I do not think that it is claimed that his interest in the premises has ripened into a perfect title, but there has been no valid forfeiture of his interest whereby the Government has acquired a right of possession. He and his representatives are entitled to their “ day in court,” that is, their opportunity to present and prove their claim before the Land Commission, or a similarly constituted authority; they have never had such opportunity.

Justice and equity and the prevailing sentiment of legal decisions, under common law principles through a long period, alike forbid the destruction or injury of the rights or estate of infants, except through legal proceedings in which, beyond any doubt, they are fully and faithfully represented.

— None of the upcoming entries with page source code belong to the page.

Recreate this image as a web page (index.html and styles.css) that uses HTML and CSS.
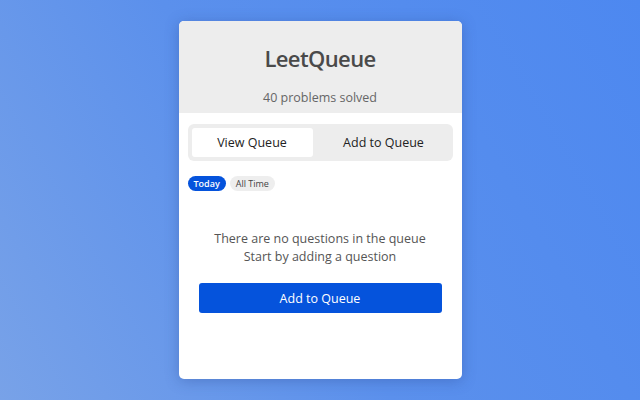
FILE: index.html
```html
<!DOCTYPE html>
<html>
<head>
<meta charset="utf-8">
<link rel="stylesheet" href="styles.css">
</head>
<body>
<div class="card">
  <header class="head">
    <h1 class="title">LeetQueue</h1>
    <p class="solved">40 problems solved</p>
  </header>
  <div class="body">
    <div class="tabs">
      <div class="tab active">View Queue</div>
      <div class="tab">Add to Queue</div>
    </div>
    <div class="pills">
      <span class="pill on">Today</span>
      <span class="pill">All Time</span>
    </div>
    <div class="empty">
      <p>There are no questions in the queue</p>
      <p>Start by adding a question</p>
    </div>
    <div class="cta">Add to Queue</div>
  </div>
</div>
</body>
</html>
```
FILE: styles.css
```css
html, body { margin: 0; height: 100%; }
body {
  width: 640px; height: 400px;
  background: linear-gradient(60deg, #78a2e8 0%, #5b90ec 45%, #4d88f0 100%);
  font-family: "Open Sans", "Noto Sans", sans-serif;
  display: flex; justify-content: center; align-items: flex-start;
  overflow: hidden;
}
.card {
  margin-top: 21px;
  width: 283px; height: 358px;
  background: #fff;
  border-radius: 5px;
  overflow: hidden;
  box-shadow: 0 2px 14px rgba(40, 70, 140, 0.35);
  display: flex; flex-direction: column;
}
.head {
  background: #ededed;
  height: 92px;
  display: flex; flex-direction: column; align-items: center;
}
.title {
  margin: 22px 0 0;
  font-size: 22px; font-weight: 600; color: #4a4a4a;
  line-height: 30px; letter-spacing: -0.6px;
}
.solved {
  margin: 17px 0 0;
  font-size: 12.5px; color: #666; line-height: 16px;
}
.body { padding: 11px 9px 0; display: flex; flex-direction: column; }
.tabs {
  background: #ededed; border-radius: 6px;
  height: 37px; padding: 4px; box-sizing: border-box;
  display: flex;
}
.tab {
  flex: 1; display: flex; align-items: center; justify-content: center;
  font-size: 12.5px; color: #222; border-radius: 3px;
}
.tab + .tab { padding-left: 6px; }
.tab.active { background: #fff; flex: 0 0 121px; }
.pills { display: flex; gap: 4px; margin-top: 15px; }
.pill {
  font-size: 9px; line-height: 15px; padding: 0 6px;
  border-radius: 8px; background: #eee; color: #444;
}
.pill.on { background: #0553dc; color: #fff; font-weight: 600; }
.empty {
  margin-top: 39px; text-align: center;
  font-size: 12.5px; color: #555; line-height: 18px;
}
.empty p { margin: 0; }
.cta {
  margin: 17px 11px 0;
  height: 30px; background: #0553dc; border-radius: 3px;
  color: #fff; font-size: 12.5px;
  display: flex; align-items: center; justify-content: center;
}
```
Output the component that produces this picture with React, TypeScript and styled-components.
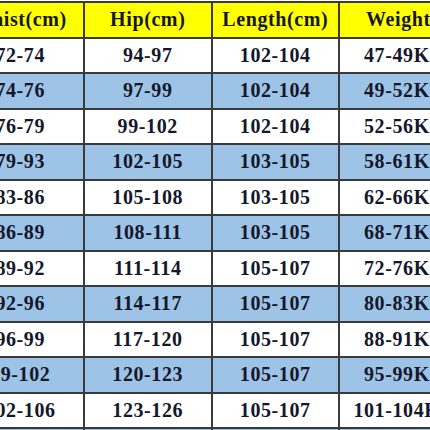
import styled, { createGlobalStyle } from "styled-components";

const GlobalStyle = createGlobalStyle`
  html, body {
    margin: 0;
    padding: 0;
    background: #ffffff;
  }
  body {
    width: 430px;
    height: 430px;
    overflow: hidden;
  }
`;

type Row = [string, string, string, string];

const rows: Row[] = [
  ["72-74", "94-97", "102-104", "47-49KG"],
  ["74-76", "97-99", "102-104", "49-52KG"],
  ["76-79", "99-102", "102-104", "52-56KG"],
  ["79-93", "102-105", "103-105", "58-61KG"],
  ["83-86", "105-108", "103-105", "62-66KG"],
  ["86-89", "108-111", "103-105", "68-71KG"],
  ["89-92", "111-114", "105-107", "72-76KG"],
  ["92-96", "114-117", "105-107", "80-83KG"],
  ["96-99", "117-120", "105-107", "88-91KG"],
  ["99-102", "120-123", "105-107", "95-99KG"],
  ["102-106", "123-126", "105-107", "101-104KG"],
  ["106-110", "126-129", "105-107", "105-108KG"],
];

const headers = ["Waist(cm)", "Hip(cm)", "Length(cm)", "Weight(kg)"];

export default function App() {
  return (
    <>
      <GlobalStyle />
      <Sheet>
        <Table>
          {headers.map((h, i) => (
            <HeaderCell key={h} $left={i === 3}>
              {h}
            </HeaderCell>
          ))}
          {rows.map((row, r) =>
            row.map((value, c) => (
              <Cell key={`${r}-${c}`} $shaded={r % 2 === 1}>
                {value}
              </Cell>
            ))
          )}
        </Table>
      </Sheet>
    </>
  );
}

const Sheet = styled.div`
  width: 430px;
  height: 430px;
  overflow: hidden;
  padding-top: 1px;
  box-sizing: border-box;
`;

const Table = styled.div`
  display: grid;
  grid-template-columns: 125.5px 125.5px 125.5px 130px;
  grid-auto-rows: 33.5px;
  gap: 2px;
  margin-left: -42.5px;
  width: max-content;
  border-top: 2px solid #3a3a3a;
  background: #3a3a3a;
  font-family: "Liberation Serif", "DejaVu Serif", serif;
  font-weight: 700;
  font-size: 20px;
  letter-spacing: 0.6px;
  color: #15172a;
`;

const Cell = styled.div<{ $shaded: boolean }>`
  display: flex;
  align-items: center;
  justify-content: center;
  white-space: nowrap;
  overflow: hidden;
  background: ${(p) => (p.$shaded ? "#9dc3e6" : "#ffffff")};
`;

const HeaderCell = styled.div<{ $left: boolean }>`
  display: flex;
  align-items: center;
  justify-content: ${(p) => (p.$left ? "flex-start" : "center")};
  padding-left: ${(p) => (p.$left ? "26px" : "0")};
  white-space: nowrap;
  overflow: hidden;
  background: #ffff00;
`;
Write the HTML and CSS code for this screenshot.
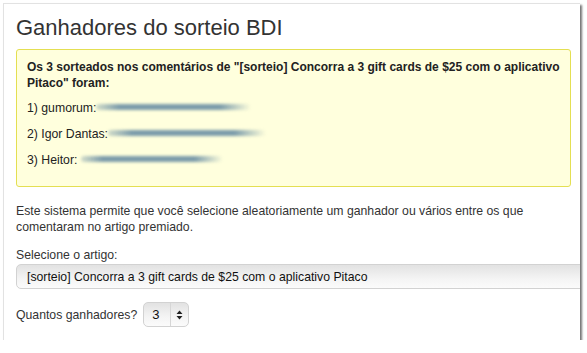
FILE: index.html
```html
<!DOCTYPE html>
<html lang="pt-BR">
<head>
    <meta charset="UTF-8">
    <title>Ganhadores do sorteio BDI</title>
    <link rel="stylesheet" href="styles.css">
</head>
<body>
    <div class="panel">
        <h1>Ganhadores do sorteio BDI</h1>

        <div class="result">
            <p class="result-title">Os 3 sorteados nos comentários de "[sorteio] Concorra a 3 gift cards de $25 com o aplicativo Pitaco" foram:</p>
            <p>1) gumorum:<span class="hidden-mail w1"></span></p>
            <p>2) Igor Dantas:<span class="hidden-mail w2"></span></p>
            <p>3) Heitor: <span class="hidden-mail w3"></span></p>
        </div>

        <p class="intro">Este sistema permite que você selecione aleatoriamente um ganhador ou vários entre os que comentaram no artigo premiado.</p>

        <label class="field-label" for="artigo">Selecione o artigo:</label>
        <select id="artigo" class="select-wide">
            <option>[sorteio] Concorra a 3 gift cards de $25 com o aplicativo Pitaco</option>
        </select>

        <div class="count-row">
            <label for="quantos">Quantos ganhadores?</label>
            <span class="select-small">
                <select id="quantos">
                    <option>1</option>
                    <option>2</option>
                    <option selected>3</option>
                </select>
                <span class="arrows">
                    <svg width="7" height="10" viewBox="0 0 7 10"><path d="M3.5 0.5 L6.5 4 H0.5 Z M3.5 9.5 L6.5 6 H0.5 Z" fill="#222"/></svg>
                </span>
            </span>
        </div>
    </div>
</body>
</html>
```

FILE: styles.css
```css
body {
    margin: 0;
    background-color: #fff;
    font-family: Helvetica, "Liberation Sans", Arial, sans-serif;
    color: #333;
}
.panel {
    margin: 3px 0 0 3px;
    width: 577px;
    height: 337px;
    border-top: 1px solid #e2e2e2;
    border-left: 1px solid #e2e2e2;
    background-color: #fff;
    box-shadow: 2px 2px 2px rgba(0, 0, 0, 0.55);
    padding: 0 0 0 12px;
    box-sizing: border-box;
    overflow: hidden;
}
.panel h1 {
    margin: 0;
    padding-top: 10px;
    font-size: 22px;
    font-weight: normal;
    line-height: 28px;
    color: #333;
}
.result {
    margin-top: 7px;
    width: 555px;
    box-sizing: border-box;
    padding: 9px 10px 5px 10px;
    background-color: #ffffdd;
    border: 1px solid #e4df52;
    border-radius: 3px;
    font-size: 12.25px;
    color: #222;
}
.result p {
    margin: 0 0 9px 0;
    line-height: 17px;
}
.result p:last-child {
    margin-bottom: 12px;
}
.result .result-title {
    font-weight: bold;
    font-size: 12px;
    line-height: 16px;
    margin-bottom: 9px;
}
.hidden-mail {
    display: inline-block;
    height: 6px;
    vertical-align: 2px;
    background: linear-gradient(90deg, rgba(110, 145, 160, 0.3), #7c9caa 15%, #7c9caa 80%, rgba(110, 145, 160, 0));
    filter: blur(1.4px);
    border-radius: 3px;
}
.w1 { width: 155px; }
.w2 { width: 158px; }
.w3 { width: 142px; }
.intro {
    margin: 16px 0 0 0;
    font-size: 12.25px;
    line-height: 16px;
    color: #333;
    width: 540px;
}
.field-label {
    display: block;
    margin-top: 12px;
    font-size: 12.25px;
    line-height: 17px;
}
.select-wide {
    display: block;
    -webkit-appearance: none;
    appearance: none;
    margin-top: 0;
    width: 620px;
    height: 25px;
    padding: 0 10px;
    border: 1px solid #d2d2d2;
    border-radius: 5px;
    background: linear-gradient(#e2e2e2, #f4f4f4 60%, #fbfbfb);
    font-family: inherit;
    font-size: 12.25px;
    color: #111;
    outline: none;
}
.count-row {
    display: flex;
    align-items: center;
    margin-top: 13px;
    font-size: 12.25px;
}
.count-row label {
    margin-right: 6px;
}
.select-small {
    display: inline-flex;
    align-items: stretch;
    height: 23px;
    border: 1px solid #d2d2d2;
    border-radius: 5px;
    background: linear-gradient(#e2e2e2, #f4f4f4 60%, #fbfbfb);
    overflow: hidden;
}
.select-small select {
    -webkit-appearance: none;
    appearance: none;
    border: none;
    background: transparent;
    width: 26px;
    padding: 0 0 0 8px;
    font-family: inherit;
    font-size: 13px;
    color: #111;
    outline: none;
}
.arrows {
    display: flex;
    align-items: center;
    justify-content: center;
    width: 17px;
    border-left: 1px solid #d6d6d6;
}
```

Not finding in this case as presented any evidence to show that the natural guardian of Lot Kamehameha took any action whatever in the way of proving his son’s claim to the premises in question, it is fair to presume that he was guilty of laches, which conduct cannot prejudice his minor child.

From the foregoing authorities and reasoning, I am compelled to dissent from the opinions of the majority of the Court, and to hold as before, that the plaintiff has not shown a right of possession to the disputed premises.

N.B. — An Ili is a subdivision of land. Mahele means division ; in this connection it means the great division of lands made in 1848 between the Kings, chiefs and people.